PCIe provides broad compatibility and ecosystem support, making it the default choice for peripheral attachment. CXL extends PCIe for applications requiring memory semantics or cache coherency. NVLink and Infinity Fabric serve specialized high-performance computing needs within their respective vendor ecosystems. Understanding these trade-offs enables informed decisions in system architecture.

Future Directions

Several trends shape the evolution of system buses. Optical interconnects promise dramatically higher bandwidth-distance products, potentially transforming data center architectures. Photonic integration brings optical components onto silicon, reducing costs and power consumption. Advanced packaging enables higher-bandwidth die-to-die connections than traditional board-level interfaces.

Software and protocol evolution continues alongside physical improvements. Improved quality-of-service mechanisms enable better resource sharing. Security features address growing concerns about data protection in shared infrastructure. Standardization efforts like CXL and UCIe aim to enable interoperability while fostering innovation. These developments will continue expanding the capabilities of modern system buses.

Summary

Modern system buses have evolved far beyond simple parallel data paths into sophisticated interconnect technologies that enable contemporary computing architectures. PCI Express provides the foundation for peripheral connectivity with ever-increasing bandwidth across generations. HyperTransport and its successor Infinity Fabric power AMD's processor interconnects. Intel's QPI and UPI connect processors in enterprise systems. NVLink enables unprecedented GPU-to-GPU bandwidth for accelerated computing.

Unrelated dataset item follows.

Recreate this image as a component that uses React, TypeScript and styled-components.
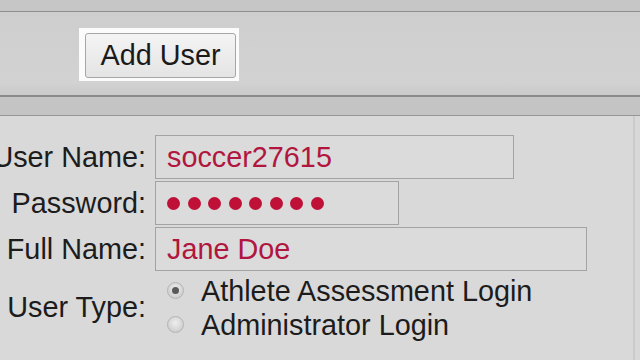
import { FC } from 'react';
import styled, { createGlobalStyle } from 'styled-components';

const GlobalStyle = createGlobalStyle`
  html, body {
    margin: 0;
    padding: 0;
    background: #d8d8d8;
    overflow: hidden;
  }

  body {
    font-family: 'Liberation Sans', Arial, sans-serif;
    color: #1c1c1c;
  }
`;

type Field = { label: string; value: string; width: number };

const fields: Field[] = [
  { label: 'User Name:', value: 'soccer27615', width: 359 },
  { label: 'Password:', value: '', width: 244 },
  { label: 'Full Name:', value: 'Jane Doe', width: 432 },
];

const userTypes = [
  { label: 'Athlete Assessment Login', checked: true },
  { label: 'Administrator Login', checked: false },
];

const App: FC = () => (
  <Page>
    <GlobalStyle />
    <TopStrip />
    <Toolbar>
      <Highlight>
        <AddButton type="button">Add User</AddButton>
      </Highlight>
    </Toolbar>
    <SubBar />
    <Form>
      {fields.map(({ label, value, width }) => (
        <Row key={label}>
          <Label>{label}</Label>
          <Input $width={width}>
            {label === 'Password:'
              ? Array.from({ length: 8 }, (_, i) => <Dot key={i} />)
              : value}
          </Input>
        </Row>
      ))}
      <Row>
        <Label>User Type:</Label>
        <Options>
          {userTypes.map(({ label, checked }) => (
            <Option key={label}>
              <Radio $checked={checked} />
              {label}
            </Option>
          ))}
        </Options>
      </Row>
    </Form>
  </Page>
);

export default App;

const Page = styled.div`
  width: 640px;
  height: 360px;
  overflow: hidden;
  display: flex;
  flex-direction: column;
`;

const TopStrip = styled.div`
  height: 11px;
  background: #c6c6c6;
  border-bottom: 1px solid #8e8e8e;
`;

const Toolbar = styled.div`
  height: 83px;
  display: flex;
  align-items: center;
  padding-left: 79px;
  background: linear-gradient(#cecece, #d2d2d2 85%, #c9c9c9);
  border-bottom: 2px solid #8a8a8a;
`;

const Highlight = styled.div`
  display: flex;
  padding: 5px 3px 3px 6px;
  margin-top: 1px;
  background: #fbfbfb;
`;

const AddButton = styled.button`
  width: 151px;
  height: 45px;
  padding: 0;
  border: 1px solid #a6a6a6;
  border-radius: 3px;
  background: linear-gradient(#f4f4f4, #e4e4e4);
  font-family: 'Liberation Sans', Arial, sans-serif;
  font-size: 28.8px;
  color: #1a1a1a;
`;

const SubBar = styled.div`
  height: 18px;
  background: #c4c4c4;
  border-bottom: 1px solid #979797;
`;

const Form = styled.div`
  flex: 1;
  display: flex;
  flex-direction: column;
  gap: 2px;
  padding-top: 19px;
  margin-right: 5px;
  border-right: 2px solid #cbcbcb;
  background: #d9d9d9;
`;

const Row = styled.div`
  display: flex;
  align-items: center;
  gap: 9px;
`;

const Label = styled.div`
  width: 146px;
  flex: none;
  display: flex;
  justify-content: flex-end;
  white-space: nowrap;
  font-size: 28.8px;
`;

const Input = styled.div<{ $width: number }>`
  width: ${({ $width }) => $width}px;
  height: 44px;
  box-sizing: border-box;
  display: flex;
  align-items: center;
  gap: 7.5px;
  padding: 0 10px 0 11px;
  border: 1.5px solid #a3a3a3;
  background: #dbdbdb;
  font-size: 28.8px;
  color: #b0163e;
  white-space: nowrap;
`;

const Dot = styled.span`
  width: 13px;
  height: 13px;
  border-radius: 50%;
  background: #bf1038;
  flex: none;
`;

const Options = styled.div`
  display: flex;
  flex-direction: column;
  padding-top: 1px;
`;

const Option = styled.div`
  display: flex;
  align-items: center;
  height: 34px;
  gap: 17px;
  padding-left: 12px;
  font-size: 28.8px;
  white-space: nowrap;
`;

const Radio = styled.span<{ $checked: boolean }>`
  position: relative;
  width: 17px;
  height: 17px;
  box-sizing: border-box;
  border-radius: 50%;
  border: 1px solid #b4b4b4;
  background: radial-gradient(circle at 50% 40%, #eeeeee, #c4c4c4);
  margin-top: -2px;

  &::after {
    content: '';
    display: ${({ $checked }) => ($checked ? 'block' : 'none')};
    position: absolute;
    inset: 4px;
    border-radius: 50%;
    background: #5a5a5a;
  }
`;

The emergence of CXL marks a new era of heterogeneous computing with cache-coherent connections between diverse processing elements. Cache-coherent buses enable accelerators and memory devices to participate directly in the memory hierarchy. These technologies collectively provide the interconnect infrastructure that makes modern computing possible, from embedded devices through hyperscale data centers.